Interviews regelmäßig durchführen
Dies sind ein paar wenige Beispiele dafür, wie man den Erfolg einer Marke messbar machen kann. Es gibt tatsächlich sehr viele verschiedene Werkzeuge, die man entsprechend der Fragestellung anwenden kann, um den Markenwert zu messen. Es empfiehlt sich, solche Befragungen und Interviews regelmäßig durchzuführen. Manche unserer Auftraggeber machen dies alle zwei Jahre. Die gewonnenen Einblicke sind immer sehr hilfreich und stärken die Arbeit eines guten internen Teams und die Zusammenarbeit mit der Agentur.
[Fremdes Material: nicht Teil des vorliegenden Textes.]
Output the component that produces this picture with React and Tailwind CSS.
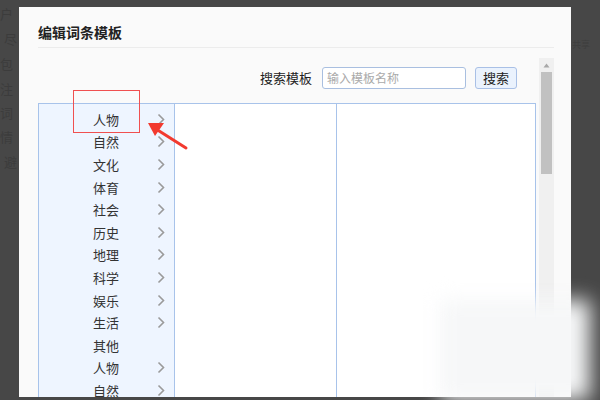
import React from 'react';

const categories = ['人物', '自然', '文化', '体育', '社会', '历史', '地理', '科学', '娱乐', '生活', '其他', '人物', '自然'];
const noArrow = ['其他'];

const bgText = [
  { t: '户', top: 4, left: 0 },
  { t: '尽', top: 29, left: 4 },
  { t: '包', top: 54, left: 0 },
  { t: '注', top: 79, left: 0 },
  { t: '词', top: 103, left: 0 },
  { t: '情', top: 127, left: 0 },
  { t: '避', top: 152, left: 4 },
];

function Chevron() {
  return (
    <svg width="8" height="13" viewBox="0 0 8 13" className="shrink-0">
      <polyline points="1.5,1.5 6.5,6.5 1.5,11.5" fill="none" stroke="#9a9a9a" strokeWidth="1.6" />
    </svg>
  );
}

export default function App() {
  return (
    <div className="relative w-[600px] h-[400px] overflow-hidden bg-[#474747] pt-[7px] pl-[19px] font-['Noto_Sans_CJK_SC',sans-serif]">
      {/* page text behind the overlay */}
      {bgText.map((b, i) => (
        <span key={i} className="absolute text-[13px] leading-[20px] text-[#3c3c3c]" style={{ top: b.top, left: b.left }}>
          {b.t}
        </span>
      ))}
      <span className="absolute top-[38px] left-[572px] text-[9px] text-[#3e3e3e]">共享</span>

      {/* Modal */}
      <div className="relative w-[552px] h-[390px] bg-[#fafafa] pl-[19px] pr-[17px] overflow-hidden">
        <div className="pt-[15px] h-[40px] text-[14px] leading-[20px] font-bold text-[#222]">编辑词条模板</div>
        <div className="h-[1px] bg-[#ececec]" />

        <div className="flex gap-[3px] mt-[10px]">
          {/* Main */}
          <div className="w-[498px]">
            <div className="mt-[9px] h-[22px] flex items-center justify-end pr-[19px]">
              <span className="text-[13px] text-[#222] mr-[10px]">搜索模板</span>
              <div className="w-[144px] h-[22px] border border-[#a9bfe0] rounded-[3px] bg-white flex items-center px-[4px] text-[12px] text-[#aaa]">
                输入模板名称
              </div>
              <div className="ml-[9px] w-[42px] h-[22px] border border-[#a9c0e6] rounded-[3px] bg-[#eaf2fd] flex items-center justify-center text-[13px] text-[#222]">
                搜索
              </div>
            </div>

            <div className="mt-[14px] h-[320px] border border-[#a8c3ea] flex">
              <div className="w-[136px] border-r border-[#a8c3ea] bg-[#eef5ff] pt-[4px]">
                {categories.map((c, i) => (
                  <div key={i} className="h-[22.6px] flex items-center pl-[54px] pr-[9px]">
                    <span className="text-[13px] text-[#333] leading-none">{c}</span>
                    <span className="flex-1" />
                    {!noArrow.includes(c) && <Chevron />}
                  </div>
                ))}
              </div>
              <div className="w-[162px] border-r border-[#a8c3ea] bg-white" />
              <div className="flex-1 bg-white" />
            </div>
          </div>

          {/* Scrollbar */}
          <div className="w-[15px] h-[340px] bg-[#f0f0f0] flex flex-col items-center">
            <svg width="7" height="5" viewBox="0 0 7 5" className="mt-[5px]">
              <polygon points="3.5,0.5 6.5,4.5 0.5,4.5" fill="#a8a8a8" />
            </svg>
            <div className="mt-[4px] w-[11px] h-[102px] bg-[#c1c1c1]" />
          </div>
        </div>
      </div>

      {/* annotation box */}
      <div className="absolute left-[73px] top-[90px] w-[67px] h-[43px] border border-[#f05050]" />
      {/* annotation arrow */}
      <svg className="absolute left-[140px] top-[115px]" width="60" height="40" viewBox="0 0 60 40">
        <line x1="46" y1="33" x2="16" y2="14" stroke="#f23a2f" strokeWidth="3" strokeLinecap="round" />
        <polygon points="8,8 24,8 15,21" fill="#f23a2f" />
      </svg>

      {/* watermark blur */}
      <div className="absolute left-[440px] top-[300px] w-[150px] h-[100px] bg-[#f6f7f8] blur-[10px]" />
    </div>
  );
}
Gemeinsam weiterentwickeln
Nachvollziehbar gute Markenarbeit führt in Unternehmen auch dazu, dass man sich nicht ständig wieder mit neuen Dienstleistern beschäftigen muss. Die allgemeine Anforderung des Einkaufs, dass man „mal wieder die kreative Agentur-Arbeit ausschreiben muss“, kann sich damit womöglich erübrigen: „Never touch a running system“. Denn auch eine gute Agentur und eine gute Marketingabteilung entwickeln sich gemeinsam weiter und arbeiten im Bestfall ständig am positiven Erscheinungsbild der Marke. Und durch die regelmäßige Überprüfung kann man sehen, ob man weiterhin auf dem richtigen Weg ist.